My video works attempt to denaturalize the social construct of domesticity, the private and the male gaze by expending sounds, movements, and imagery of the pleasure device. The videos, an extension of my study of Duchamp’s Noise Box experiments, address issues of spectatorship, self and identity, highlighting domestic spaces as private domains of female subjectivity. The physical body is absent in these videos, but the eroticism is suggested by the inclusion of vibrators, their sounds and movements.

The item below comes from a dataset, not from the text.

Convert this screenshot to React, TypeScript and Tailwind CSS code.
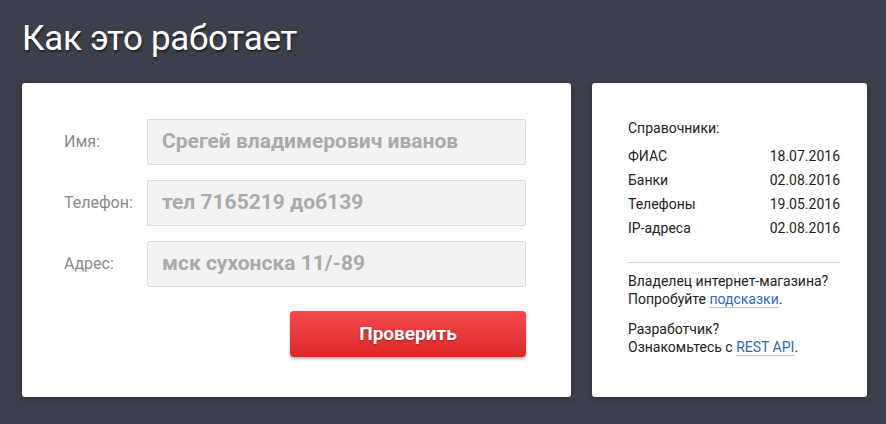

The videos are voyeuristic and pornographic as they aid “the publication of that which is private” (Preciado 266 -267) but negate other tropes such as, sex as performance (Preciado 268), in its literal sense. The videos rupture the signifier of female sexuality with the absence of the female body, which historically is defined to be sexual and objectified for the male gaze. The videos aim to subvert the male gaze through a still, passive, almost sterile and ambiguous set up that denies the logic of pornography – a feminine eroticized technological apparatus, lacking an embodied image (Preciado 265).

Moving Still Life (O HER! Series 1.1)

Digital video, 2018, 2.44 mins, 16:9 aspect ratio, 1920 x 1080 Full HDR

This work involves everyday objects of domestic use, destabilizing the idea of female domestication as a normative social practice. The objects (domestic vessels) connote bodies that hide these tiny pleasure bullets, staged as a conventional still life set up with a single point light. It is also a commentary on painting as a historically male-dominated activity. “The default position of images is feminine (Mitchell)”, as stated by J. W. T. Mitchell. In the video, the passive, immobile and still, the feminine default position is activated for the male gaze, but without the presence of a physical body.

The Little Death (O HER! Series 1.2)

Digital video, 2018, 4.24 mins, 16:9 aspect ratio, 1920 x 1080 Full HDR

In this video, I attempt to liken the vanitas concept of still life paintings to the death-like feeling experienced while having an orgasm. The video is shot in the conventional Dutch vanitas style with symbolism in the objects composed in the frame. The frame is eroticized with the hidden vibrators that do their own erratic dance. The movements in a serious set up like this which depicts temporality and the fleeting nature of all worldly desires make for a comical viewing. The staged bubbles floating in the space add to the comic drama of the still frame. The vibrators with feathers inside the birdcage, wrapped under pearl necklaces and shaped in the form of lipsticks provide varied sounds that elude the viewer from attaching a set narrative and in fact, give the spectator space to wander freely and think critically.

In Her Bedroom (O HER! Series 2.1)

Digital video, 2018, 2.46 mins, 16:9 aspect ratio, 1920 x 1080 Full HDR

This video depicts a private domestic space, interspersed with the same household objects that contain the vibrators, imparting random sounds that lure the viewer to seek the objects. The tension develops as the viewer attempts to decipher the space, interrupted by the sudden movements of the objects that unexpectedly break the stillness, calling for attention and an inquiry into the reproduction of that which is personal, erotic yet a bit ambiguous in this case. There is an absence of the physical body in the videos, but the eroticism is suggested by the inclusion of vibrators, their sounds and movements. The videos are voyeuristic and pornographic as they aid “the publication of that which is private” (Preciado 266 -267) but negate other tropes such as, sex as performance (Preciado 268), in its literal sense. The videos aim to subvert the male gaze through a still, passive, almost sterile and ambiguous set up that denies the logic of pornography – a feminine eroticized technological apparatus but lacking an embodied image (Preciado 265).

The Rabbit in Her Kitchen (O HER! Series 2.2)

Digital video, 2018, 3.52 mins, 16:9 aspect ratio, 1920 x 1080 Full HDR

My videos are a bit strange. They posit a kitchen but then there is a rabbit on the kitchen counter and suddenly the whole film is (Pocius)noisy, and the viewer is left wondering what is producing this noise which might sound familiar yet remains unfamiliar. The rabbit symbolically stands for physical love – unbridled sexuality and lust. It is also a symbol of fertility, prolific breeding, vitality and sexual desires. In recent contexts, the Playboy bunny was known to have ‘humorous sexual connotations’, ‘frisky and playful’. And to add to these symbolisms, the rabbit vibrator – a specifically designed vibrator is known to provide both clitoral and penetrative pleasure. These symbolisms of the rabbit inspired me to place the animal in an unassuming domestic space of the kitchen. The rabbit adds to the humor but the long take, detached framing and lack of control of the viewer’s gaze gives the viewer the freedom to interpret and make their own connections.